Joined by Justices Stevens and Ginsburg, Justice Breyer issued a dissenting opinion, in which he disagreed with the majority's conclusion that trust law did not resolve the issue before the Court. The dissent stated that when a trustee abuses its discretion, the law of trusts "grants courts the authority either to defer anew to the trustee's discretion or to craft a remedy." Thus, the dissent concluded that the district court on remand was under no obligation to defer to the plan administrator's second interpretation of the Xerox plan terms. The dissent also took issue with the majority's "one free honest mistake" rule, suggesting that this rule would incentivize the drafting of ambiguous plan provisions and allow plan administrators to make their first interpretation of a plan provision as employer-friendly as possible.
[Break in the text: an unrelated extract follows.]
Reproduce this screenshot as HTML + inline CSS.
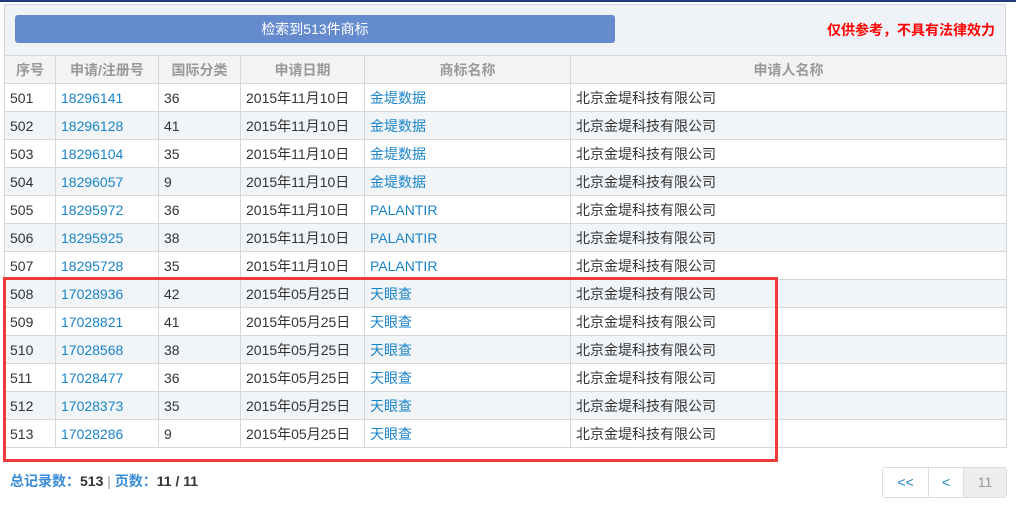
<!DOCTYPE html>
<html><head><meta charset="utf-8"><style>
body{margin:0;width:1016px;height:507px;background:#fff;font-family:"Liberation Sans","Noto Sans CJK SC",sans-serif;position:relative;overflow:hidden}
.topline{position:absolute;left:0;top:0;width:1016px;height:2px;background:#1d3c7a}
.panel{position:absolute;left:4px;top:4px;width:1000px;height:443px;border:1px solid #d6d6d6;border-bottom:none;background:#eff3f7}
.btn{position:absolute;left:10px;top:10px;width:600px;height:28px;background:#658bcf;border-radius:3px;color:#fff;font-size:14px;text-align:center;line-height:28px}
.warn{position:absolute;right:10px;top:15px;color:#f00;font-weight:bold;font-size:14px}
table{position:absolute;left:4px;top:55px;border-collapse:collapse;table-layout:fixed;width:1002px;font-size:14px;color:#333}
td,th{border:1px solid #d6d6d6;height:27px;padding:0 0 0 5px;text-align:left;white-space:nowrap;overflow:hidden}
th{background:#f3f3f3;color:#999;font-weight:bold;text-align:center;padding:0}
tr.a td{background:#fff}tr.b td{background:#f1f5f8}
.l{color:#1a84c9}
.red{position:absolute;left:3px;top:277px;width:769px;height:179px;border:3px solid #ef3b3b}
.foot{position:absolute;left:10px;top:471px;font-size:14px;color:#3b8ed5;font-weight:bold}
.foot b{color:#333}
.pg{position:absolute;left:882px;top:467px;height:29px;display:flex;border:1px solid #ddd;border-radius:3px}
.pg div{text-align:center;line-height:29px;font-size:14px;color:#1a84c9;border-right:1px solid #ddd;background:#fff}
.pg div:last-child{border:none;background:#eee;color:#999}
</style></head><body>
<div class="topline"></div>
<div class="panel"><div class="btn">检索到513件商标</div><div class="warn">仅供参考，不具有法律效力</div></div>
<table>
<colgroup><col style="width:51px"><col style="width:103px"><col style="width:82px"><col style="width:124px"><col style="width:206px"><col style="width:436px"></colgroup>
<tr><th>序号</th><th>申请/注册号</th><th>国际分类</th><th>申请日期</th><th>商标名称</th><th>申请人名称</th></tr>
<tr class="a"><td>501</td><td class="l">18296141</td><td>36</td><td>2015年11月10日</td><td class="l">金堤数据</td><td>北京金堤科技有限公司</td></tr>
<tr class="b"><td>502</td><td class="l">18296128</td><td>41</td><td>2015年11月10日</td><td class="l">金堤数据</td><td>北京金堤科技有限公司</td></tr>
<tr class="a"><td>503</td><td class="l">18296104</td><td>35</td><td>2015年11月10日</td><td class="l">金堤数据</td><td>北京金堤科技有限公司</td></tr>
<tr class="b"><td>504</td><td class="l">18296057</td><td>9</td><td>2015年11月10日</td><td class="l">金堤数据</td><td>北京金堤科技有限公司</td></tr>
<tr class="a"><td>505</td><td class="l">18295972</td><td>36</td><td>2015年11月10日</td><td class="l">PALANTIR</td><td>北京金堤科技有限公司</td></tr>
<tr class="b"><td>506</td><td class="l">18295925</td><td>38</td><td>2015年11月10日</td><td class="l">PALANTIR</td><td>北京金堤科技有限公司</td></tr>
<tr class="a"><td>507</td><td class="l">18295728</td><td>35</td><td>2015年11月10日</td><td class="l">PALANTIR</td><td>北京金堤科技有限公司</td></tr>
<tr class="b"><td>508</td><td class="l">17028936</td><td>42</td><td>2015年05月25日</td><td class="l">天眼查</td><td>北京金堤科技有限公司</td></tr>
<tr class="a"><td>509</td><td class="l">17028821</td><td>41</td><td>2015年05月25日</td><td class="l">天眼查</td><td>北京金堤科技有限公司</td></tr>
<tr class="b"><td>510</td><td class="l">17028568</td><td>38</td><td>2015年05月25日</td><td class="l">天眼查</td><td>北京金堤科技有限公司</td></tr>
<tr class="a"><td>511</td><td class="l">17028477</td><td>36</td><td>2015年05月25日</td><td class="l">天眼查</td><td>北京金堤科技有限公司</td></tr>
<tr class="b"><td>512</td><td class="l">17028373</td><td>35</td><td>2015年05月25日</td><td class="l">天眼查</td><td>北京金堤科技有限公司</td></tr>
<tr class="a"><td>513</td><td class="l">17028286</td><td>9</td><td>2015年05月25日</td><td class="l">天眼查</td><td>北京金堤科技有限公司</td></tr>
</table>
<div class="red"></div>
<div class="foot">总记录数：<b>513</b> <span style="color:#999;font-weight:normal">|</span> 页数：<b>11 / 11</b></div>
<div class="pg"><div style="width:45px">&lt;&lt;</div><div style="width:34px">&lt;</div><div style="width:42px">11</div></div>
</body></html>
Impact on Plan Administrators

The Conkright decision is an important confirmation of a plan administrator's authority to interpret the terms of a benefit plan. Arguably, Conkright goes further than simply confirming a plan administrator's discretionary authority as already announced in prior decisions of the Supreme Court. The Court's broad pronouncement that providing deference to plan administrator interpretation supports ERISA's "guiding principles," even after an erroneous interpretation of the same or similar plan terms, should serve to further solidify the correctness of an arbitrary and capricious standard of review where the plan terms grant an administrator the power to interpret a plan's terms. In addition, the Court's decision suggests that a plan administrator's interpretation of a plan's terms should be granted deference even if it is offered outside of the claims review process. The Conkright decision should also be an important reminder for plan sponsors to review the present terms of their benefit plans to ensure that they contain sufficient discretionary language to permit a deferential standard of review if a plan administrator's interpretation of ambiguous or vague plan terms is challenged and reviewed by a court.